[start]

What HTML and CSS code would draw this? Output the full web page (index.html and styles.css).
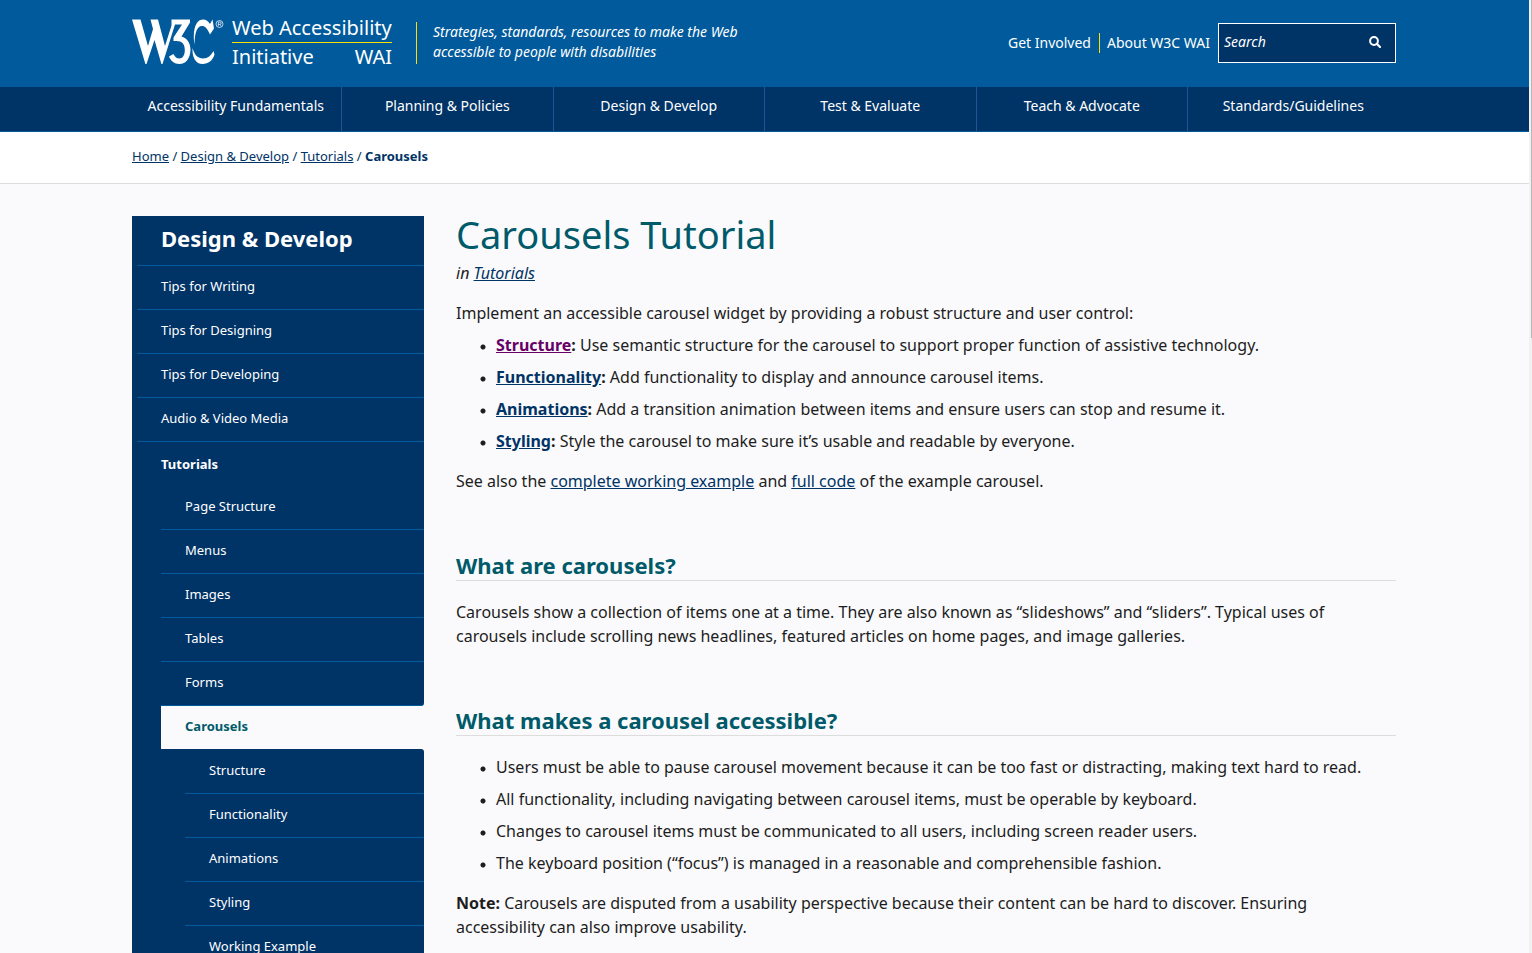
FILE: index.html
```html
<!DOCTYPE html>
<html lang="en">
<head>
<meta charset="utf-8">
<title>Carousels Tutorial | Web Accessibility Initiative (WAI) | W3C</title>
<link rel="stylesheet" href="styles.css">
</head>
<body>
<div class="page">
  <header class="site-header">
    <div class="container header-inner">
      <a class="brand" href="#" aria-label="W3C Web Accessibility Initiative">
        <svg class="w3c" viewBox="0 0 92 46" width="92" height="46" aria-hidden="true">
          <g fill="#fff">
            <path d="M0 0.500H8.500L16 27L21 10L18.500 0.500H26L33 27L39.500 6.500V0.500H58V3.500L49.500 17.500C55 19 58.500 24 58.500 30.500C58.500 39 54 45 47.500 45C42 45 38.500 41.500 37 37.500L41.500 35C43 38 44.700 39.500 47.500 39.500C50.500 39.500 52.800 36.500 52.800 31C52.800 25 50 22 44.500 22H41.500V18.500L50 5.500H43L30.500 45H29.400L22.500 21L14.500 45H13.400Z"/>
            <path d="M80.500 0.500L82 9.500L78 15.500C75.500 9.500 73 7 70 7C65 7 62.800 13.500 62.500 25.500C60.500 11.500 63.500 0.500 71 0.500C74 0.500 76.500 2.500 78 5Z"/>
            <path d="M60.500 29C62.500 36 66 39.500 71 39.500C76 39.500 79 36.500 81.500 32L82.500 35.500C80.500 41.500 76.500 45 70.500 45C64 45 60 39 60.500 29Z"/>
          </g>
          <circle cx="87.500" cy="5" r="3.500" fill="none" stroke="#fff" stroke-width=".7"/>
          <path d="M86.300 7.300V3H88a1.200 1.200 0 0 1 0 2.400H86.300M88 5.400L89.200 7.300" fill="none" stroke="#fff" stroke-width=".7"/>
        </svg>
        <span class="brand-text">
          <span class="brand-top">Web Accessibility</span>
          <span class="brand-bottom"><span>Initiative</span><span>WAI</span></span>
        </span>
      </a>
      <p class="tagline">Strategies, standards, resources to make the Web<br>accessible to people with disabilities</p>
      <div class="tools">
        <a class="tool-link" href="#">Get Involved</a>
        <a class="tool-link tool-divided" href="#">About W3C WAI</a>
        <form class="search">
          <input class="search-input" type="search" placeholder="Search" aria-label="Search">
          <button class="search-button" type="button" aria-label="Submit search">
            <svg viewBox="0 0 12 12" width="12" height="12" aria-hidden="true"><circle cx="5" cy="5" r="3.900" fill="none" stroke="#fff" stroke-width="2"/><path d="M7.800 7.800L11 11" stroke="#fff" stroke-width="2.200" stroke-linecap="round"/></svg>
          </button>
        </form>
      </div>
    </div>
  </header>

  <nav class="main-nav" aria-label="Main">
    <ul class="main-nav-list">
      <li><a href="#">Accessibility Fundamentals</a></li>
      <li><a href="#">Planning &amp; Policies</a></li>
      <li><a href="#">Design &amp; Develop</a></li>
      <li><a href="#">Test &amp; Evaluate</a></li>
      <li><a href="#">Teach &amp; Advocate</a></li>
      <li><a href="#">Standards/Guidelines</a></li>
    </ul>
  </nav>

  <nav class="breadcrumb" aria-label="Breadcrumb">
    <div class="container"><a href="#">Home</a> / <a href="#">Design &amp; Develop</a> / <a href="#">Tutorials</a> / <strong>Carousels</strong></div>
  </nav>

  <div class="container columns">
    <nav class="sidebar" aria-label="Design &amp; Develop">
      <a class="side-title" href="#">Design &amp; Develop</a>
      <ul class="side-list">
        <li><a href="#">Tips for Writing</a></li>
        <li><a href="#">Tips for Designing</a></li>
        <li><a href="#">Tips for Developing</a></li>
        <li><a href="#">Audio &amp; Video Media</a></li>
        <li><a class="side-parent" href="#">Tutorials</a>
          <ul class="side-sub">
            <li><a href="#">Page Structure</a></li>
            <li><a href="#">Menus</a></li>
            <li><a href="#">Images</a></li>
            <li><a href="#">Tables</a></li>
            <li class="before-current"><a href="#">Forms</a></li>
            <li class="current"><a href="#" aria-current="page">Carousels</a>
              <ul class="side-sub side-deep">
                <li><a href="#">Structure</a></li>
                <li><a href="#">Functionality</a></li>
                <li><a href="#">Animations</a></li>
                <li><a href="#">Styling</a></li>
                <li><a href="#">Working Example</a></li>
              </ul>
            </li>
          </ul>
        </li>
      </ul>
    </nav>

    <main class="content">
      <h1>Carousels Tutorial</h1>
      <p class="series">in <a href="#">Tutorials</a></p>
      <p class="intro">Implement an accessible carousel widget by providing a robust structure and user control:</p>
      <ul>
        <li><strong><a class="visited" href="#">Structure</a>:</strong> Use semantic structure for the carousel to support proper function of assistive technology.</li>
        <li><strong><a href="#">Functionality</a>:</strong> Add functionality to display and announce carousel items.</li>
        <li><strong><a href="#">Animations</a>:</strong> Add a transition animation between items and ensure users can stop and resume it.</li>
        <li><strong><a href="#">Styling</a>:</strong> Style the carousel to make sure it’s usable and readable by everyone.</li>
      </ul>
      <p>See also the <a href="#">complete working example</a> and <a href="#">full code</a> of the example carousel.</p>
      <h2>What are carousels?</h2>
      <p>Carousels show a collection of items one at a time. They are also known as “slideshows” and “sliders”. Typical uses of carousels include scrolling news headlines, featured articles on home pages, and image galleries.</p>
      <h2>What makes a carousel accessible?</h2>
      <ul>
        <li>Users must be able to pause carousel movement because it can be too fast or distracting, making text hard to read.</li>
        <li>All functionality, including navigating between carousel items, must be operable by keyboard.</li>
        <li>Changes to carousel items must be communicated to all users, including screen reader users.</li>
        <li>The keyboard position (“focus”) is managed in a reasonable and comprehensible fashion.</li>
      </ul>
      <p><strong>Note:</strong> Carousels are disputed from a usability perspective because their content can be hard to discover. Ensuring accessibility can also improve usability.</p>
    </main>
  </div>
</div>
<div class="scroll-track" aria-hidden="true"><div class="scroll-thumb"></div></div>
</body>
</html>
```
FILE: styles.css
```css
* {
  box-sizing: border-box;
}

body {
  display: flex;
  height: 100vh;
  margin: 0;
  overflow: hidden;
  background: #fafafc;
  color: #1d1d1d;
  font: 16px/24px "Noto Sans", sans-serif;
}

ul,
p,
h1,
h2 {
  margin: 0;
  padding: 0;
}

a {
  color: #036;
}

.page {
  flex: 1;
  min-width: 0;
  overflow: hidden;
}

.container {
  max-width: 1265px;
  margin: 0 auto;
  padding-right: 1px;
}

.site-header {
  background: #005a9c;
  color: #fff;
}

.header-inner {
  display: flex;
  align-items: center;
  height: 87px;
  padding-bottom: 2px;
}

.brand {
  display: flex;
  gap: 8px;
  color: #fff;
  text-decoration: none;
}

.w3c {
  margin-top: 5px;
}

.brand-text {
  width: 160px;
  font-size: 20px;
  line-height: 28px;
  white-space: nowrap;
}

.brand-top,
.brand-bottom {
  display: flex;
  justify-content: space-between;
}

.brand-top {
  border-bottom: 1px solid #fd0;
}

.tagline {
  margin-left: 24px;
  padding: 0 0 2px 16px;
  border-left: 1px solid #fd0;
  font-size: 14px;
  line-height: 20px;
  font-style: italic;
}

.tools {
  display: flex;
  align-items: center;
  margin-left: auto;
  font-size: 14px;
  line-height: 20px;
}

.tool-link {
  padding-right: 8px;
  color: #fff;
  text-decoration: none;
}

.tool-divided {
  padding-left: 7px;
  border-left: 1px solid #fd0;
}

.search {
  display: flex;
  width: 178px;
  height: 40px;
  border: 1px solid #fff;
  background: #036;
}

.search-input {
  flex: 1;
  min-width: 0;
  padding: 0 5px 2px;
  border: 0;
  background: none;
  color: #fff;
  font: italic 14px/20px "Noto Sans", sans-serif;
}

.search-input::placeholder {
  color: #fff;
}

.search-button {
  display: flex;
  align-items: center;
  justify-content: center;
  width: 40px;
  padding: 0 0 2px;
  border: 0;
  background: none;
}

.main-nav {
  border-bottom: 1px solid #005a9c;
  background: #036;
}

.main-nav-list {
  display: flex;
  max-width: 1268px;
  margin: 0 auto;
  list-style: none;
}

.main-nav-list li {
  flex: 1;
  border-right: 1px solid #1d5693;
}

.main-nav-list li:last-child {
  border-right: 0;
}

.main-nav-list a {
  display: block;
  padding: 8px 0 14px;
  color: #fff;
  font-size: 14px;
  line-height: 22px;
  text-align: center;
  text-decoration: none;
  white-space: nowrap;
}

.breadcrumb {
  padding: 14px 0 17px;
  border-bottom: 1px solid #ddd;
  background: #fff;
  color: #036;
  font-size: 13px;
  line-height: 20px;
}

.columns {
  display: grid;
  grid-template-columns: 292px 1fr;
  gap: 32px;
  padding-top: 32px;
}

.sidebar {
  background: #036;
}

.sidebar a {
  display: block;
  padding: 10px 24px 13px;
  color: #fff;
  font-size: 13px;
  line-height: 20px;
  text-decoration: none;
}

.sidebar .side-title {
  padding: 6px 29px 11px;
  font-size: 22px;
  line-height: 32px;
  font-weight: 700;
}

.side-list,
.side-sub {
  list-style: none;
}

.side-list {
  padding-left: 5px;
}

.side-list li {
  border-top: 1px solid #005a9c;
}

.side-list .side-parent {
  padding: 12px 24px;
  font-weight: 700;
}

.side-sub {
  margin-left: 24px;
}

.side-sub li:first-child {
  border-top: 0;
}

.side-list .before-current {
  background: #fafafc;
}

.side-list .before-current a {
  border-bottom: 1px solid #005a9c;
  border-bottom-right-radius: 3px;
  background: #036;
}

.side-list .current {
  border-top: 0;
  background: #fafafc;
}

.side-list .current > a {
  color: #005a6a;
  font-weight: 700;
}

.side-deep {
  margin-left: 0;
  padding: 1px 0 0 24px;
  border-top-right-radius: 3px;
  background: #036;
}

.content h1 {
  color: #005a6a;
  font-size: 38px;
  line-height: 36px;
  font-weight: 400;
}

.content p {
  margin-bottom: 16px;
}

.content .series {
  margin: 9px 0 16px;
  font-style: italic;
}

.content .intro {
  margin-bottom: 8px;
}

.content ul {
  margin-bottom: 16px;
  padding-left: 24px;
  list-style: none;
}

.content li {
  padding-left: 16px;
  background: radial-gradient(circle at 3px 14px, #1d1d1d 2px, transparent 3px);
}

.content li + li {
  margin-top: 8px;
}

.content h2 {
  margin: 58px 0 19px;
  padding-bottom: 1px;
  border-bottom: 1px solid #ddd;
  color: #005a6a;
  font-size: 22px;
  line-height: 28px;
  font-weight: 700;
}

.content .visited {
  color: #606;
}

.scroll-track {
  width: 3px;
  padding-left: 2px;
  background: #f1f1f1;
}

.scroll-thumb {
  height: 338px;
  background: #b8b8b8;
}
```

[end]

# Short task
Identify the lines of the data that contain the word "full". Copy each of them.

# Expected answer
What HTML and CSS code would draw this? Output the full web page (index.html and styles.css).
      <p>See also the <a href="#">complete working example</a> and <a href="#">full code</a> of the example carousel.</p>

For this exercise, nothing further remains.